— THE PROBLEM —
Repeat what the lines below say, word for word, and skip every image.

[START OF DATA BLOCK]

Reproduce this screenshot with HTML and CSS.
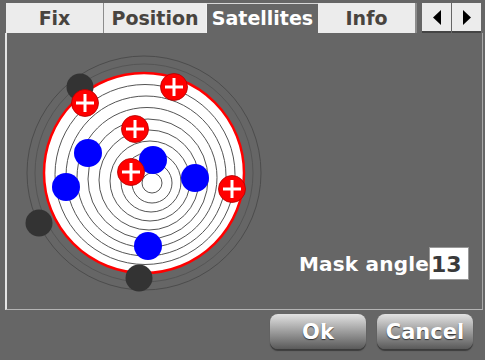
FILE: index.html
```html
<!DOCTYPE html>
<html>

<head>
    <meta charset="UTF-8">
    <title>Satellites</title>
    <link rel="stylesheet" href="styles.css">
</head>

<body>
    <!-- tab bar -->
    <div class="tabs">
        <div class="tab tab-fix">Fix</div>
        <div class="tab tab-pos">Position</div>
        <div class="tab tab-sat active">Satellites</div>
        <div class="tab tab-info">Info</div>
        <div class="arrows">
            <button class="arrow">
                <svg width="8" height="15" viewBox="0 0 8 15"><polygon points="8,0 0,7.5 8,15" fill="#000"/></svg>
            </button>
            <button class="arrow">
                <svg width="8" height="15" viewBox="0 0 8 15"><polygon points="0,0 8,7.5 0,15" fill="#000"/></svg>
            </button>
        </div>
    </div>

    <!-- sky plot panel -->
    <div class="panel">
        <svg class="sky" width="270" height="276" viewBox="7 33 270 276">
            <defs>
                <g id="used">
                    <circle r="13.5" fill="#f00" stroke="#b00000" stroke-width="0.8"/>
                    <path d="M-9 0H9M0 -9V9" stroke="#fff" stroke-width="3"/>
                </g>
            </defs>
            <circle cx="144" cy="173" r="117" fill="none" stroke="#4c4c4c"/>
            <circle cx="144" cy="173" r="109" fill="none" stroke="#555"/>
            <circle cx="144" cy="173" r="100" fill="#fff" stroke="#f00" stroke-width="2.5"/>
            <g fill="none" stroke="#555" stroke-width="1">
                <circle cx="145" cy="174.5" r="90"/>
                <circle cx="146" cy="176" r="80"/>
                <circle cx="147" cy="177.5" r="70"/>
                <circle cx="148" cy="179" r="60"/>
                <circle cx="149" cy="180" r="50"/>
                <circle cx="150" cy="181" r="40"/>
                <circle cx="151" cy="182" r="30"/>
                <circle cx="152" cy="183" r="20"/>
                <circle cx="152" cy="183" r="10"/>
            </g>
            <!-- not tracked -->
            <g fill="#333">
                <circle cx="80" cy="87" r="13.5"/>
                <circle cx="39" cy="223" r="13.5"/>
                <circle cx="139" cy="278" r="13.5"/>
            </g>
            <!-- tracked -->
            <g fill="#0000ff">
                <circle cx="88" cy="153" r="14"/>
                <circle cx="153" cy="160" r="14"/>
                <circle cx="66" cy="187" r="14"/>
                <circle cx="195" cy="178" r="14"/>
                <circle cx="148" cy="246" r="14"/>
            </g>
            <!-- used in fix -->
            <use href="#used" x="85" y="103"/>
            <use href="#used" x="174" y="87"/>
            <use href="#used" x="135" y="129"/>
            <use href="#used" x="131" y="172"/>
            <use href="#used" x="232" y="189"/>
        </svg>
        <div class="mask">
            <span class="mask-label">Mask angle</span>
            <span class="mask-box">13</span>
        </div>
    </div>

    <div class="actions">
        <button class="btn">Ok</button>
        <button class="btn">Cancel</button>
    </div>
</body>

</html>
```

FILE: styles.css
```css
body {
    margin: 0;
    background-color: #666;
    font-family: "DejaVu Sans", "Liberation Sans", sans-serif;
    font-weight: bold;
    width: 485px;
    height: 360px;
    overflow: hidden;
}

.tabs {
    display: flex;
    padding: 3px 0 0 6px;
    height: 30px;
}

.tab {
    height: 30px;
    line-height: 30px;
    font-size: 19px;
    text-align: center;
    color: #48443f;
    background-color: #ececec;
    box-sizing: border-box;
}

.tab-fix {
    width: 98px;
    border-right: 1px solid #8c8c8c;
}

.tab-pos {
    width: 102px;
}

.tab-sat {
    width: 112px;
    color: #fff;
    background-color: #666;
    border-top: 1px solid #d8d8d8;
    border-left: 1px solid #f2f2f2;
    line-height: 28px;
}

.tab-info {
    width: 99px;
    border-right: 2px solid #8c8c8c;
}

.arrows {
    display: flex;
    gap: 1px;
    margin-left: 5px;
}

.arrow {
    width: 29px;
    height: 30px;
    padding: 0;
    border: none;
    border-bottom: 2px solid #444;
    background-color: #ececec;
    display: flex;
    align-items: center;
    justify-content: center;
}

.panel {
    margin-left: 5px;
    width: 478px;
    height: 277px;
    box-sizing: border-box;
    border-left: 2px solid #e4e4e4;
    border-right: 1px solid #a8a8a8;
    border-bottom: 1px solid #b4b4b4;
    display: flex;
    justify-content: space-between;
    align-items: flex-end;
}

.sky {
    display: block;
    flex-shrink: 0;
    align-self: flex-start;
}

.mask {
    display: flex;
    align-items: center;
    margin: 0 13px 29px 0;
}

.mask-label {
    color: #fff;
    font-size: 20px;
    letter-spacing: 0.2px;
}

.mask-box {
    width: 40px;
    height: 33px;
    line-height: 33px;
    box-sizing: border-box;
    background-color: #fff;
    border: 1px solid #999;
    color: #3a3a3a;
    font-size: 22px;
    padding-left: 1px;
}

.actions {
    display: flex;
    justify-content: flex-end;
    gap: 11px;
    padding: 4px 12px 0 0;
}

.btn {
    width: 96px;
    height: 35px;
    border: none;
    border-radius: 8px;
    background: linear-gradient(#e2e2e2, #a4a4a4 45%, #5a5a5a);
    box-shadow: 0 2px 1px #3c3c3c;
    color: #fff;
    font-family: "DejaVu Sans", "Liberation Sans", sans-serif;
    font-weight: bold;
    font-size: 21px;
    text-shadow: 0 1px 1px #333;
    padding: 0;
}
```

[END OF DATA BLOCK]

— ANSWER —
Reproduce this screenshot with HTML and CSS.
FILE: index.html
```html
<!DOCTYPE html>
<html>

<head>
    <meta charset="UTF-8">
    <title>Satellites</title>
    <link rel="stylesheet" href="styles.css">
</head>

<body>
    <!-- tab bar -->
    <div class="tabs">
        <div class="tab tab-fix">Fix</div>
        <div class="tab tab-pos">Position</div>
        <div class="tab tab-sat active">Satellites</div>
        <div class="tab tab-info">Info</div>
        <div class="arrows">
            <button class="arrow">
                <svg width="8" height="15" viewBox="0 0 8 15"><polygon points="8,0 0,7.5 8,15" fill="#000"/></svg>
            </button>
            <button class="arrow">
                <svg width="8" height="15" viewBox="0 0 8 15"><polygon points="0,0 8,7.5 0,15" fill="#000"/></svg>
            </button>
        </div>
    </div>

    <!-- sky plot panel -->
    <div class="panel">
        <svg class="sky" width="270" height="276" viewBox="7 33 270 276">
            <defs>
                <g id="used">
                    <circle r="13.5" fill="#f00" stroke="#b00000" stroke-width="0.8"/>
                    <path d="M-9 0H9M0 -9V9" stroke="#fff" stroke-width="3"/>
                </g>
            </defs>
            <circle cx="144" cy="173" r="117" fill="none" stroke="#4c4c4c"/>
            <circle cx="144" cy="173" r="109" fill="none" stroke="#555"/>
            <circle cx="144" cy="173" r="100" fill="#fff" stroke="#f00" stroke-width="2.5"/>
            <g fill="none" stroke="#555" stroke-width="1">
                <circle cx="145" cy="174.5" r="90"/>
                <circle cx="146" cy="176" r="80"/>
                <circle cx="147" cy="177.5" r="70"/>
                <circle cx="148" cy="179" r="60"/>
                <circle cx="149" cy="180" r="50"/>
                <circle cx="150" cy="181" r="40"/>
                <circle cx="151" cy="182" r="30"/>
                <circle cx="152" cy="183" r="20"/>
                <circle cx="152" cy="183" r="10"/>
            </g>
            <!-- not tracked -->
            <g fill="#333">
                <circle cx="80" cy="87" r="13.5"/>
                <circle cx="39" cy="223" r="13.5"/>
                <circle cx="139" cy="278" r="13.5"/>
            </g>
            <!-- tracked -->
            <g fill="#0000ff">
                <circle cx="88" cy="153" r="14"/>
                <circle cx="153" cy="160" r="14"/>
                <circle cx="66" cy="187" r="14"/>
                <circle cx="195" cy="178" r="14"/>
                <circle cx="148" cy="246" r="14"/>
            </g>
            <!-- used in fix -->
            <use href="#used" x="85" y="103"/>
            <use href="#used" x="174" y="87"/>
            <use href="#used" x="135" y="129"/>
            <use href="#used" x="131" y="172"/>
            <use href="#used" x="232" y="189"/>
        </svg>
        <div class="mask">
            <span class="mask-label">Mask angle</span>
            <span class="mask-box">13</span>
        </div>
    </div>

    <div class="actions">
        <button class="btn">Ok</button>
        <button class="btn">Cancel</button>
    </div>
</body>

</html>
```

FILE: styles.css
```css
body {
    margin: 0;
    background-color: #666;
    font-family: "DejaVu Sans", "Liberation Sans", sans-serif;
    font-weight: bold;
    width: 485px;
    height: 360px;
    overflow: hidden;
}

.tabs {
    display: flex;
    padding: 3px 0 0 6px;
    height: 30px;
}

.tab {
    height: 30px;
    line-height: 30px;
    font-size: 19px;
    text-align: center;
    color: #48443f;
    background-color: #ececec;
    box-sizing: border-box;
}

.tab-fix {
    width: 98px;
    border-right: 1px solid #8c8c8c;
}

.tab-pos {
    width: 102px;
}

.tab-sat {
    width: 112px;
    color: #fff;
    background-color: #666;
    border-top: 1px solid #d8d8d8;
    border-left: 1px solid #f2f2f2;
    line-height: 28px;
}

.tab-info {
    width: 99px;
    border-right: 2px solid #8c8c8c;
}

.arrows {
    display: flex;
    gap: 1px;
    margin-left: 5px;
}

.arrow {
    width: 29px;
    height: 30px;
    padding: 0;
    border: none;
    border-bottom: 2px solid #444;
    background-color: #ececec;
    display: flex;
    align-items: center;
    justify-content: center;
}

.panel {
    margin-left: 5px;
    width: 478px;
    height: 277px;
    box-sizing: border-box;
    border-left: 2px solid #e4e4e4;
    border-right: 1px solid #a8a8a8;
    border-bottom: 1px solid #b4b4b4;
    display: flex;
    justify-content: space-between;
    align-items: flex-end;
}

.sky {
    display: block;
    flex-shrink: 0;
    align-self: flex-start;
}

.mask {
    display: flex;
    align-items: center;
    margin: 0 13px 29px 0;
}

.mask-label {
    color: #fff;
    font-size: 20px;
    letter-spacing: 0.2px;
}

.mask-box {
    width: 40px;
    height: 33px;
    line-height: 33px;
    box-sizing: border-box;
    background-color: #fff;
    border: 1px solid #999;
    color: #3a3a3a;
    font-size: 22px;
    padding-left: 1px;
}

.actions {
    display: flex;
    justify-content: flex-end;
    gap: 11px;
    padding: 4px 12px 0 0;
}

.btn {
    width: 96px;
    height: 35px;
    border: none;
    border-radius: 8px;
    background: linear-gradient(#e2e2e2, #a4a4a4 45%, #5a5a5a);
    box-shadow: 0 2px 1px #3c3c3c;
    color: #fff;
    font-family: "DejaVu Sans", "Liberation Sans", sans-serif;
    font-weight: bold;
    font-size: 21px;
    text-shadow: 0 1px 1px #333;
    padding: 0;
}
```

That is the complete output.